begin

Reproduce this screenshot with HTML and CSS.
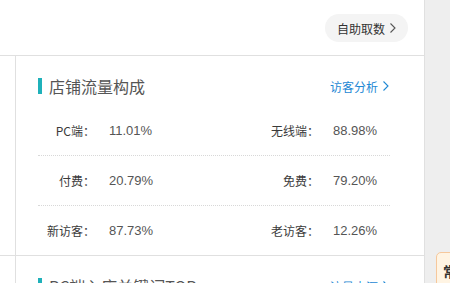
FILE: index.html
```html
<!DOCTYPE html>
<html lang="zh-CN">
<head>
    <meta charset="UTF-8">
    <meta name="viewport" content="width=device-width, initial-scale=1.0">
    <title>店铺流量构成</title>
    <link rel="stylesheet" href="styles.css">
</head>
<body>
    <div class="main">
        <div class="topbar">
            <a class="pill-btn" href="#">自助取数
                <svg class="chev" width="6" height="10" viewBox="0 0 6 10"><polyline points="0.5,0.5 5,5 0.5,9.5" fill="none" stroke="#555" stroke-width="1.1"/></svg>
            </a>
        </div>

        <div class="section">
            <div class="gutter"></div>
            <div class="panel">
                <div class="panel-head">
                    <h3 class="panel-title">店铺流量构成</h3>
                    <a class="more-link" href="#">访客分析
                        <svg class="chev" width="6" height="10" viewBox="0 0 6 10"><polyline points="0.5,0.5 5,5 0.5,9.5" fill="none" stroke="#1e88d4" stroke-width="1.1"/></svg>
                    </a>
                </div>
                <div class="stat-row">
                    <span class="label">PC端：</span><span class="value">11.01%</span>
                    <span class="label">无线端：</span><span class="value">88.98%</span>
                </div>
                <div class="stat-row">
                    <span class="label">付费：</span><span class="value">20.79%</span>
                    <span class="label">免费：</span><span class="value">79.20%</span>
                </div>
                <div class="stat-row">
                    <span class="label">新访客：</span><span class="value">87.73%</span>
                    <span class="label">老访客：</span><span class="value">12.26%</span>
                </div>
            </div>
        </div>

        <div class="section">
            <div class="gutter"></div>
            <div class="panel">
                <div class="panel-head">
                    <h3 class="panel-title">PC端入店关键词TOP</h3>
                    <a class="more-link" href="#">流量来源
                        <svg class="chev" width="6" height="10" viewBox="0 0 6 10"><polyline points="0.5,0.5 5,5 0.5,9.5" fill="none" stroke="#1e88d4" stroke-width="1.1"/></svg>
                    </a>
                </div>
            </div>
        </div>
    </div>

    <div class="aside">
        <div class="tip">常见问题</div>
    </div>
</body>
</html>
```

FILE: styles.css
```css
* {
    margin: 0;
    padding: 0;
    box-sizing: border-box;
}

body {
    font-family: "Noto Sans CJK SC", "Liberation Sans", sans-serif;
    background-color: #eeeeee;
    display: flex;
    height: 100vh;
    overflow: hidden;
}

a {
    text-decoration: none;
}

.main {
    width: 425px;
    flex-shrink: 0;
    background: white;
    border-right: 1px solid #e0e0e0;
}

.topbar {
    height: 56px;
    border-bottom: 1px solid #e0e0e0;
    display: flex;
    justify-content: flex-end;
    padding: 14px 16px 0 0;
}

.pill-btn {
    height: 28px;
    padding: 0 12px;
    border-radius: 14px;
    background: #f4f4f4;
    color: #333;
    font-size: 12px;
    display: flex;
    align-items: center;
    gap: 5px;
}

.section {
    display: flex;
    border-bottom: 1px solid #e0e0e0;
}

.gutter {
    width: 16px;
    border-right: 1px solid #e0e0e0;
}

.panel {
    flex: 1;
    padding: 0 34px 0 22px;
}

.panel-head {
    display: flex;
    justify-content: space-between;
    align-items: center;
    margin: 22px 0 12px;
    height: 16px;
}

.panel-title {
    font-size: 16px;
    font-weight: normal;
    color: #555;
    line-height: 16px;
    display: flex;
    align-items: center;
}

.panel-title::before {
    content: "";
    width: 4px;
    height: 16px;
    background: #1fb1ba;
    margin-right: 7px;
}

.more-link {
    font-size: 12px;
    color: #1e88d4;
    display: flex;
    align-items: center;
    gap: 5px;
    margin-right: 1px;
}

.stat-row {
    display: grid;
    grid-template-columns: 57px 155px 69px 1fr;
    align-items: center;
    height: 50px;
    border-bottom: 1px dotted #d8d8d8;
}

.stat-row:last-child {
    border-bottom: none;
    height: 49px;
}

.label {
    font-size: 12px;
    color: #3a3a3a;
    text-align: right;
}

.value {
    font-family: "Liberation Sans", sans-serif;
    font-size: 13px;
    color: #555;
    padding-left: 14px;
}

.aside {
    flex: 1;
    padding: 252px 0 0 11px;
}

.tip {
    width: 40px;
    background: #fff4e3;
    border: 1px solid #f6c89c;
    border-radius: 5px;
    padding: 8px 6px;
    font-size: 14px;
    font-weight: bold;
    color: #333;
}
```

end

▶ To be done: Print the complete listing exactly as it stands, without its pictures.

▶ Written answer:
Reproduce this screenshot with HTML and CSS.
FILE: index.html
```html
<!DOCTYPE html>
<html lang="zh-CN">
<head>
    <meta charset="UTF-8">
    <meta name="viewport" content="width=device-width, initial-scale=1.0">
    <title>店铺流量构成</title>
    <link rel="stylesheet" href="styles.css">
</head>
<body>
    <div class="main">
        <div class="topbar">
            <a class="pill-btn" href="#">自助取数
                <svg class="chev" width="6" height="10" viewBox="0 0 6 10"><polyline points="0.5,0.5 5,5 0.5,9.5" fill="none" stroke="#555" stroke-width="1.1"/></svg>
            </a>
        </div>

        <div class="section">
            <div class="gutter"></div>
            <div class="panel">
                <div class="panel-head">
                    <h3 class="panel-title">店铺流量构成</h3>
                    <a class="more-link" href="#">访客分析
                        <svg class="chev" width="6" height="10" viewBox="0 0 6 10"><polyline points="0.5,0.5 5,5 0.5,9.5" fill="none" stroke="#1e88d4" stroke-width="1.1"/></svg>
                    </a>
                </div>
                <div class="stat-row">
                    <span class="label">PC端：</span><span class="value">11.01%</span>
                    <span class="label">无线端：</span><span class="value">88.98%</span>
                </div>
                <div class="stat-row">
                    <span class="label">付费：</span><span class="value">20.79%</span>
                    <span class="label">免费：</span><span class="value">79.20%</span>
                </div>
                <div class="stat-row">
                    <span class="label">新访客：</span><span class="value">87.73%</span>
                    <span class="label">老访客：</span><span class="value">12.26%</span>
                </div>
            </div>
        </div>

        <div class="section">
            <div class="gutter"></div>
            <div class="panel">
                <div class="panel-head">
                    <h3 class="panel-title">PC端入店关键词TOP</h3>
                    <a class="more-link" href="#">流量来源
                        <svg class="chev" width="6" height="10" viewBox="0 0 6 10"><polyline points="0.5,0.5 5,5 0.5,9.5" fill="none" stroke="#1e88d4" stroke-width="1.1"/></svg>
                    </a>
                </div>
            </div>
        </div>
    </div>

    <div class="aside">
        <div class="tip">常见问题</div>
    </div>
</body>
</html>
```

FILE: styles.css
```css
* {
    margin: 0;
    padding: 0;
    box-sizing: border-box;
}

body {
    font-family: "Noto Sans CJK SC", "Liberation Sans", sans-serif;
    background-color: #eeeeee;
    display: flex;
    height: 100vh;
    overflow: hidden;
}

a {
    text-decoration: none;
}

.main {
    width: 425px;
    flex-shrink: 0;
    background: white;
    border-right: 1px solid #e0e0e0;
}

.topbar {
    height: 56px;
    border-bottom: 1px solid #e0e0e0;
    display: flex;
    justify-content: flex-end;
    padding: 14px 16px 0 0;
}

.pill-btn {
    height: 28px;
    padding: 0 12px;
    border-radius: 14px;
    background: #f4f4f4;
    color: #333;
    font-size: 12px;
    display: flex;
    align-items: center;
    gap: 5px;
}

.section {
    display: flex;
    border-bottom: 1px solid #e0e0e0;
}

.gutter {
    width: 16px;
    border-right: 1px solid #e0e0e0;
}

.panel {
    flex: 1;
    padding: 0 34px 0 22px;
}

.panel-head {
    display: flex;
    justify-content: space-between;
    align-items: center;
    margin: 22px 0 12px;
    height: 16px;
}

.panel-title {
    font-size: 16px;
    font-weight: normal;
    color: #555;
    line-height: 16px;
    display: flex;
    align-items: center;
}

.panel-title::before {
    content: "";
    width: 4px;
    height: 16px;
    background: #1fb1ba;
    margin-right: 7px;
}

.more-link {
    font-size: 12px;
    color: #1e88d4;
    display: flex;
    align-items: center;
    gap: 5px;
    margin-right: 1px;
}

.stat-row {
    display: grid;
    grid-template-columns: 57px 155px 69px 1fr;
    align-items: center;
    height: 50px;
    border-bottom: 1px dotted #d8d8d8;
}

.stat-row:last-child {
    border-bottom: none;
    height: 49px;
}

.label {
    font-size: 12px;
    color: #3a3a3a;
    text-align: right;
}

.value {
    font-family: "Liberation Sans", sans-serif;
    font-size: 13px;
    color: #555;
    padding-left: 14px;
}

.aside {
    flex: 1;
    padding: 252px 0 0 11px;
}

.tip {
    width: 40px;
    background: #fff4e3;
    border: 1px solid #f6c89c;
    border-radius: 5px;
    padding: 8px 6px;
    font-size: 14px;
    font-weight: bold;
    color: #333;
}
```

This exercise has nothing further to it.